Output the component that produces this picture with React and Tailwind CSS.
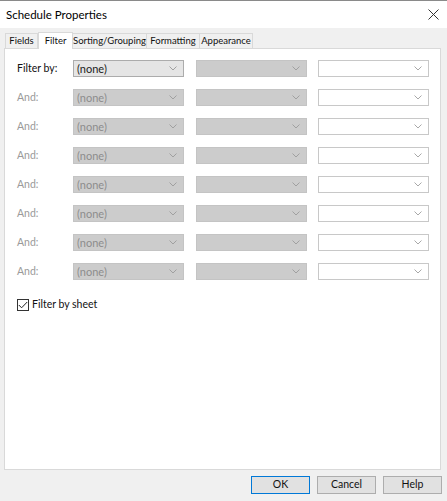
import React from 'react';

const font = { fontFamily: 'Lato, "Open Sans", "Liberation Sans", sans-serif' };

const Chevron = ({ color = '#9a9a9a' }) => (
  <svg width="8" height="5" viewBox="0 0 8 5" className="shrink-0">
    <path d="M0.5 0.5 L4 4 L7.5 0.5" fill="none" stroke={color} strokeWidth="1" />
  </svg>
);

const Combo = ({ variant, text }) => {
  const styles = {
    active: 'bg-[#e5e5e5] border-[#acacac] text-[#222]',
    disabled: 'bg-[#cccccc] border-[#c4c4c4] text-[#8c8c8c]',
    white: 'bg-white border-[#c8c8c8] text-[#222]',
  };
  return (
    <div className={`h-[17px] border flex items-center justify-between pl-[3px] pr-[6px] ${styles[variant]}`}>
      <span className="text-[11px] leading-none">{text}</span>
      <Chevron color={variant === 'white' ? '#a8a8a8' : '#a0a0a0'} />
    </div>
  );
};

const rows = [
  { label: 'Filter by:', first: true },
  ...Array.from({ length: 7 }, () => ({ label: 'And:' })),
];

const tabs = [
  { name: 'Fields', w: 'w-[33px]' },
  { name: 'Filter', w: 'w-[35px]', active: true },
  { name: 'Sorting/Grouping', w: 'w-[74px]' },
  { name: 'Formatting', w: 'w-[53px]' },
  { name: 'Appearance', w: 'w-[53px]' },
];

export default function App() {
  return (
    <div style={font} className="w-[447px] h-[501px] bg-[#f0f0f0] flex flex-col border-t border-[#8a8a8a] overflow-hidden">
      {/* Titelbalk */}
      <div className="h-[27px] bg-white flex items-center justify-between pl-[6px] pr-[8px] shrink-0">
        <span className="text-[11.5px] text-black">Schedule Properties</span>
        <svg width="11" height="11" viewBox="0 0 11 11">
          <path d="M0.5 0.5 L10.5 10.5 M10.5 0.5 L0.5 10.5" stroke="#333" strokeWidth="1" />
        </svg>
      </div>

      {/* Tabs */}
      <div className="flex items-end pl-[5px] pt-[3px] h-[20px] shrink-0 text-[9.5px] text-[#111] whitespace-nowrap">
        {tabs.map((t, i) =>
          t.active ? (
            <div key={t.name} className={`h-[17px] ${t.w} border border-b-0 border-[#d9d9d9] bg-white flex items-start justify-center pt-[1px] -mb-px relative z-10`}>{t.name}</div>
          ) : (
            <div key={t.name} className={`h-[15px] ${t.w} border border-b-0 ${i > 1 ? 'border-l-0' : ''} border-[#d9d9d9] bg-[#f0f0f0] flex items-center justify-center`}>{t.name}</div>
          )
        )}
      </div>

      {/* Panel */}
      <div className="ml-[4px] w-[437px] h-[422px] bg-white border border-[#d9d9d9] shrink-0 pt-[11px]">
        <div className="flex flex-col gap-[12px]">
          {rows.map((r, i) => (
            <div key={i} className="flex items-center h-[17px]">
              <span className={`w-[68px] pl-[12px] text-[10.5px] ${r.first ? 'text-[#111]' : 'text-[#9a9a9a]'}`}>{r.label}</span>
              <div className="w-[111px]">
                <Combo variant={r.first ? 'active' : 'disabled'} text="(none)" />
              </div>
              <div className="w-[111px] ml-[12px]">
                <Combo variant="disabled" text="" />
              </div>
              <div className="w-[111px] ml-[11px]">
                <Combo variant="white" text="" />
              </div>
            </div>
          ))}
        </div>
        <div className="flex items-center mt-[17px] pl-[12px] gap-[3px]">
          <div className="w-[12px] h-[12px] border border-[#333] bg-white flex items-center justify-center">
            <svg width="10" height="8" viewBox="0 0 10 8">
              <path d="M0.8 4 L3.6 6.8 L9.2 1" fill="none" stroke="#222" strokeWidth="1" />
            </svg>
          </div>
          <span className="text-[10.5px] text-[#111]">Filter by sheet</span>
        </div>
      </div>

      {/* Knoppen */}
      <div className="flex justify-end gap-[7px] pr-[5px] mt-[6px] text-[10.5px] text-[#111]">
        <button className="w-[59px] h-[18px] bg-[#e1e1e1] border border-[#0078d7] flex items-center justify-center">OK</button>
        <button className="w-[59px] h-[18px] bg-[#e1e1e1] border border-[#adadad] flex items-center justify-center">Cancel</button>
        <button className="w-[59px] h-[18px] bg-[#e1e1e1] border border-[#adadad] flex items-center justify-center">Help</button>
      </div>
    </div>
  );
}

The request >>
Show all lines from the listing above in which "React" appears.

Result for this exercise >>
Output the component that produces this picture with React and Tailwind CSS.
import React from 'react';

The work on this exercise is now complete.